In 2017 the Census Bureau was using the Unified Tracking System – a legacy data warehouse – as a repository for decennial response data and paradata (the data collected about interviews and the survey process) during previous census tests. To get the performance needed for 2020, officials decided to leverage big data technologies to meet the expected demand, a Census spokesperson told GCN. CDL replaced UTS as the central data repository beginning with the 2018 census test.
CDL streamlines the collection of data and demographic metrics involving 52 systems that support 24 operations, including various data collection and post-processing systems plus human resources programs for payroll, training and expenses. The centralized system includes the master address file as well as systems for field operations, disclosure avoidance and survey operational control. To feed various types of data from different systems into the CDL, developers created interfaces to move their respective data into CDL via an enterprise service bus.
The Census Data Lake provides big data processing capability to fulfill petabyte-scale data management and analytics while satisfying security and privacy requirements and controlling costs.
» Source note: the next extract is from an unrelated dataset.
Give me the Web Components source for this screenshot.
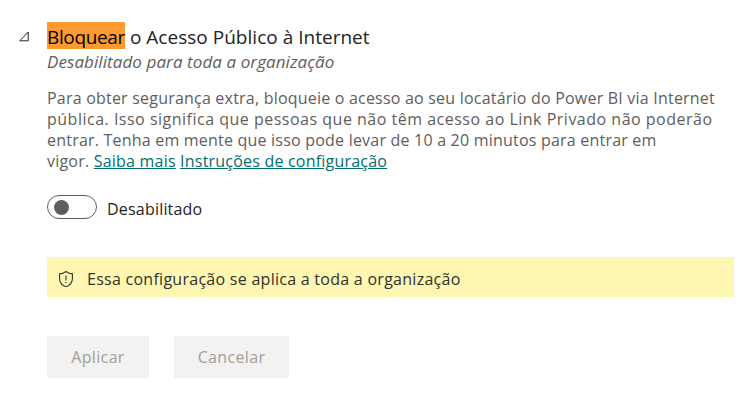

The initiative is transforming how the agency processes demographic and economic data using open source technology and high-performance cloud infrastructure, the spokesperson said.
CDL is not only the central repository for consolidating data from these various systems, but it also supports creation of business intelligence reports for field operations, statistical analysis work to create coverage improvement workloads and the Self Response Quality Assurance operation. It also delivers all response data to the Decennial Response Processing System for post processing.
Individuals can request access to CDL data via a request process implemented in the bureau’s Remedy IT service management tool. Once the proper approvals are obtained, the user is placed into the corresponding group in the Census’ Active Directory. CDL integrates with AD to authenticate users and leverages group memberships to enforce authorized access to data assets within CDL.
Information security is critical for all aspects of census operations. CDL enables security, privacy and policy controls for all types of sensitive data and code at an enterprise level. As a result, the bureau can effectively manage and secure multiple large datasets via automation and use metadata to monitor, link and aggregate datasets through the survey lifecycle until the final products are disseminated.
As the Census Bureau’s first high-performance, secure and scalable cloud computing environment, CDL enables survey owners to ingest, process, analyze, manipulate and share survey data. It will be used to develop data products using modern infrastructure and open source tools that require high-speed parallel processing, artificial intelligence and machine learning.
Unlike the bureau’s previous approach, new customized computing environments will be provisioned in hours rather than weeks without the high upfront costs, acquisition delays and many of the security concerns our customers face today, the spokesperson said. CDL users are able to achieve their goals without the need to administer, patch or otherwise maintain hardware and software, letting them focus on their work instead of IT duties.